Eppure, come ribadito spesso su queste colonne, a essere complicate sembrano piuttosto le regole europee sulla concorrenza, datate rispetto a quando accade oltre i confini del Vecchio continente, tra le fusioni cinesi e la crescita di diversi colossi asiatici. “Ho rappresentato che le norme sulla concorrenza sono state elaborate anni fa, non c’era ancora il mercato globale”, spiegava per questo Giuseppe Conte in un incontro a febbraio a Bruxelles con la presidente della Commissione Ursula von der Leyen. “Riproporre quelle regole adesso e applicarle in modo pedissequo – aggiungeva – è un errore, perché è auto-limitativo per i nostri campioni industriali”.

LA VOLONTÀ DI PARIGI

L’impressione è che oltre il nodo delle regole ci sia anche la volontà francese a non cedere i cantieri al gruppo italiano. Alla richiesta all’antitrust europeo (dopo il via libera di quelli quelli di Italia e Francia) si sono aggiunte diverse voci critiche tra Parlamento e sindacati, riprese sempre con vigore dalla stampa d’oltralpe. Qualche settimane fa è emerso anche il “problema Cina”. A offrire vigore all’argomentazione francese è stato l’avvio, a fine novembre, presso il porto di Shanghai, della costruzione della prima nave da crociera del Dragone, costruita da SWS (controllata del colosso CSSC) sulla base della licenza fornita da CCTD (joint venture tra Fincantieri e la stessa CSSC).

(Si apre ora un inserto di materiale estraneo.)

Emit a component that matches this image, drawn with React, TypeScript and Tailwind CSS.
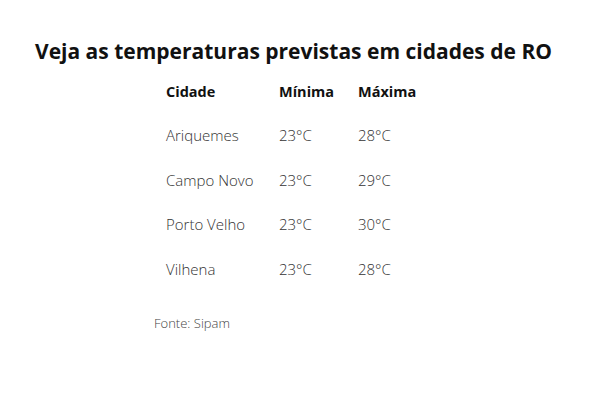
const rows = [
  { city: "Ariquemes", min: "23°C", max: "28°C" },
  { city: "Campo Novo", min: "23°C", max: "29°C" },
  { city: "Porto Velho", min: "23°C", max: "30°C" },
  { city: "Vilhena", min: "23°C", max: "28°C" },
];

export default function App() {
  return (
    <div className="h-[400px] w-[600px] bg-white font-['Open_Sans',sans-serif] text-[#111]">
      <h1 className="pl-[35px] pt-[36px] text-[21px] font-bold leading-[30px]">
        Veja as temperaturas previstas em cidades de RO
      </h1>
      <table className="ml-[155px] mt-[4px] border-collapse">
        <thead>
          <tr className="h-[43px] text-[14.5px] font-bold">
            <th className="w-[124px] pl-[11px] text-left">Cidade</th>
            <th className="w-[79px] text-left">Mínima</th>
            <th className="w-[80px] text-left">Máxima</th>
          </tr>
        </thead>
        <tbody className="text-[15px] font-light text-[#333]">
          {rows.map((r) => (
            <tr key={r.city} className="h-[44.5px]">
              <td className="pl-[11px]">{r.city}</td>
              <td>{r.min}</td>
              <td>{r.max}</td>
            </tr>
          ))}
        </tbody>
      </table>
      <p className="ml-[154px] mt-[23px] text-[13px] font-light text-[#444]">Fonte: Sipam</p>
    </div>
  );
}
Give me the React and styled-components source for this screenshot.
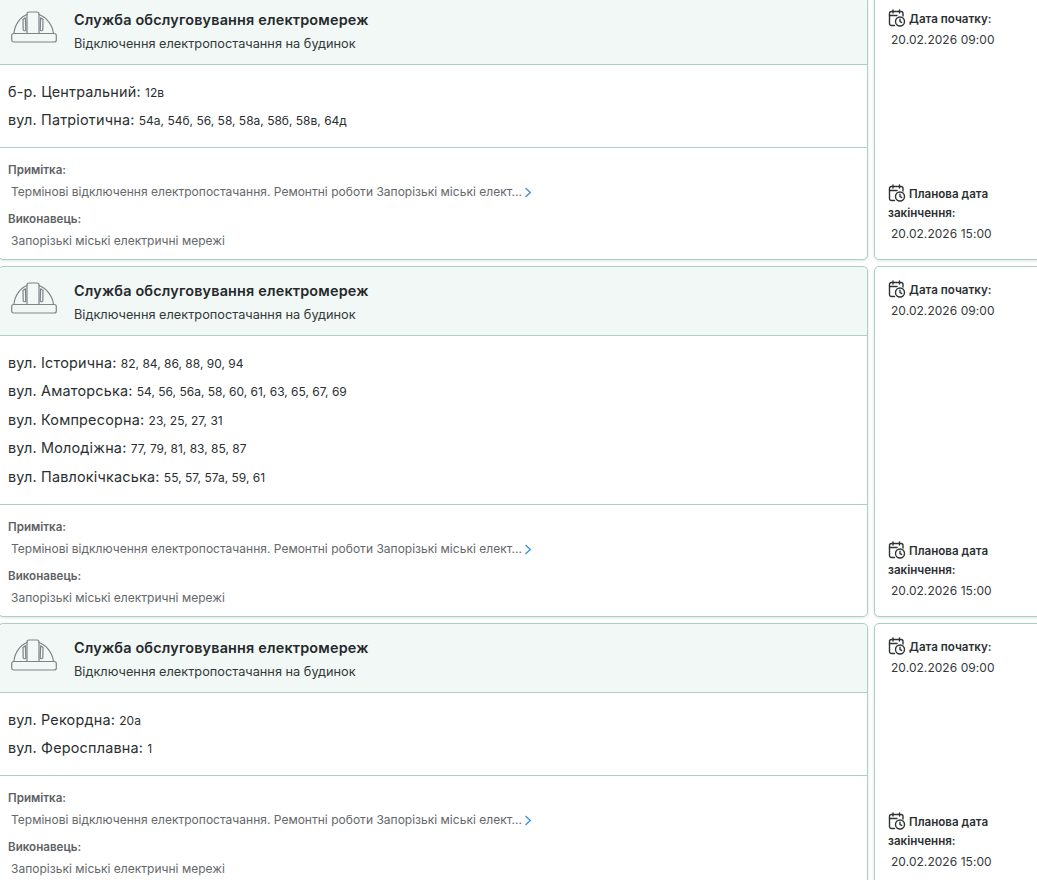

Un’occasione ghiotta per rilanciare alcune contrarietà all’accordo su Stx e avanzare questioni di sicurezza nazionale. Lo spauracchio sembrava però agitato ad hoc, anche considerando che l’Asia è già presente nel mercato europeo e che non lo sarebbe di più nel caso di acquisizione italiana sull’ex Stx.

COSA RESTA ORA?

Sulla debolezza del tema cinese per la sicurezza nazionale è indicativo che il lato militare della faccenda, tradizionalmente più delicato, è proceduto senza alcun intoppo. A settembre 2017, oltre all’intesa su Stx, i governi di Francia e Italia tracciarono la strada per una progressiva alleanza tra il Gruppo italiano e Naval Group. Un anno dopo, i dicasteri della Difesa annunciavano il pieno sostegno dei rispettivi esecutivi all’accordo raggiunto dalle due società per una joint venture paritetica. A gennaio scorso, Naviris è entrata nella piena operatività, ottenendo a giugno i suoi primi contratti per ricerca e sviluppo. Il mese dopo sono arrivati anche quelli per l’ammodernamento di mezza vita dei cacciatorpedinieri di classe Orizzonte, con gli occhi puntati sul programma per le future corvette europee. Non reggono neanche le tesi per cui ad allungare i tempi sull’accordo per l’ex Stx sia stata la mancanza di chiarimenti alla Commissione da parte di Fincantieri. Il Gruppo di Trieste ha fatto sapere ieri di “non poter fare di più”. Come notato oggi da Claudio Antonelli su La Verità, da parte dell’antitrust comunitario traspare più che altro la voglia di non decidere in attesa della volontà politica dei Paesi coinvolti.